More about the fellows:

Noureddine Amara is an Algerian historian whose research and teaching focuses on imperial citizenship, critical legal theory, migration and narrative, in the 19th century Mediterranean. Amara holds a Ph.D. in history from the Sorbonne in Paris and is currently rewriting his dissertation for a publication as a monograph, under the title “Cannibalizing the French Nationality. Ethics of Belonging to a Settler-Colonial State.” At Princeton, he will be working on a project entitled “The Unforgettable Amnesia: Defeating Narrative, Contesting the Law about the French Colonial Crimes in Algeria.”

Masako Hattori teaches U.S. political and diplomatic history. Her research interests include war and society, imperialism and nationalism, and social policy, as well as the U.S. in the Asia-Pacific. She earned her Ph.D. from Columbia University and is the author of “The Age of Youth: American Society and the Two World Wars.” During her fellowship year, she will work on her second book project, which explores the relationship between imperialism, tourism and public memory in twentieth-century Japan.

Gerard Llorens-DeCesaris is a historian of nationalism, empire and the Atlantic world from the long 19th century to the present. He completed his Ph.D. and held a postdoctoral fellowship at Universitat Pompeu Fabra and was a Europaeum scholar engaged in interdisciplinary dialogue linking historical research and policy debates. As a Fung Global Fellow, he will study the concept of colonial ignorance and trace its role in shaping institutional narratives and the political discourse of sub-state nationalist movements in Catalonia and Scotland.

Falak Mujtaba completed her Ph.D. at the University of Toronto. Her interdisciplinary research and teaching explore the enduring legacies of colonialism and neocolonial relations on immigration detention, migration and citizenship, with a focus on Global North-South power relations. Her forthcoming book, “The Detention Continuum in Canada,” examines how immigration detention in Canada creates an ambiguous and oscillating cycle of perpetual violence, precarity and displacement in the lives of former detainees. As a Fung Global Fellow, her research will focus on the neocolonial dynamics shaping Spain’s border externalization and migration policies at the Spain-Morocco border.

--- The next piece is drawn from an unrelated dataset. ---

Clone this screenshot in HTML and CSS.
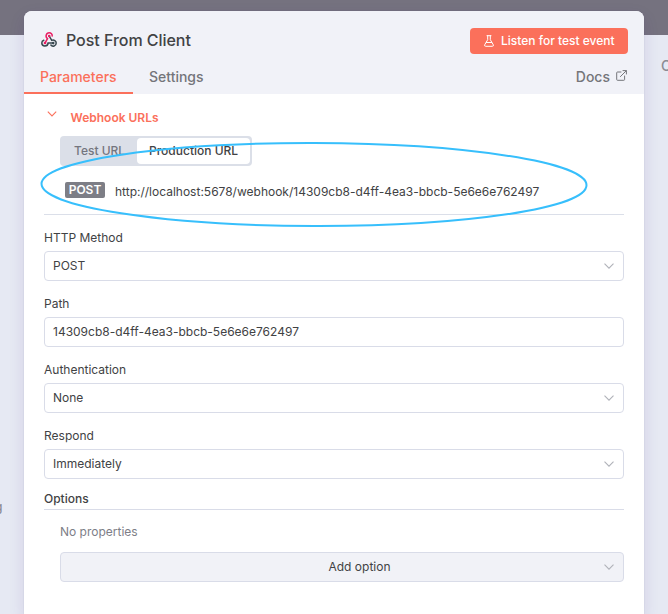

Kristóf Nagy is a historical anthropologist and sociologist specializing in the cultural politics of contemporary far-right governments. With a background in art history from the Courtauld Institute of Art and a Ph.D. in social sciences from Central European University, his research explores the intersections of imperialism, cultural infrastructures and far-right culture wars through ethnographic and historical methods. For seven years, he has edited “Fordulat,” a journal of left social theory. At Princeton, he will develop his first monograph on far-right cultural policies and their global historical connections, centering the case of Hungary as a laboratory for contemporary culture wars.

Dongkyung Shin is a historian specializing in British imperialism, decolonization and transnational history, with a particular focus on West Africa and the Caribbean. She earned her M.A. and Ph.D. from King’s College London. During her fellowship year, she will complete her first book project, “Universities as ‘Postimperial Spaces of Amnesia’ in Africa, Britain, and the Caribbean,” while also advancing her research on Anglo-American initiatives to strengthen university ties between the Global South and the Global North.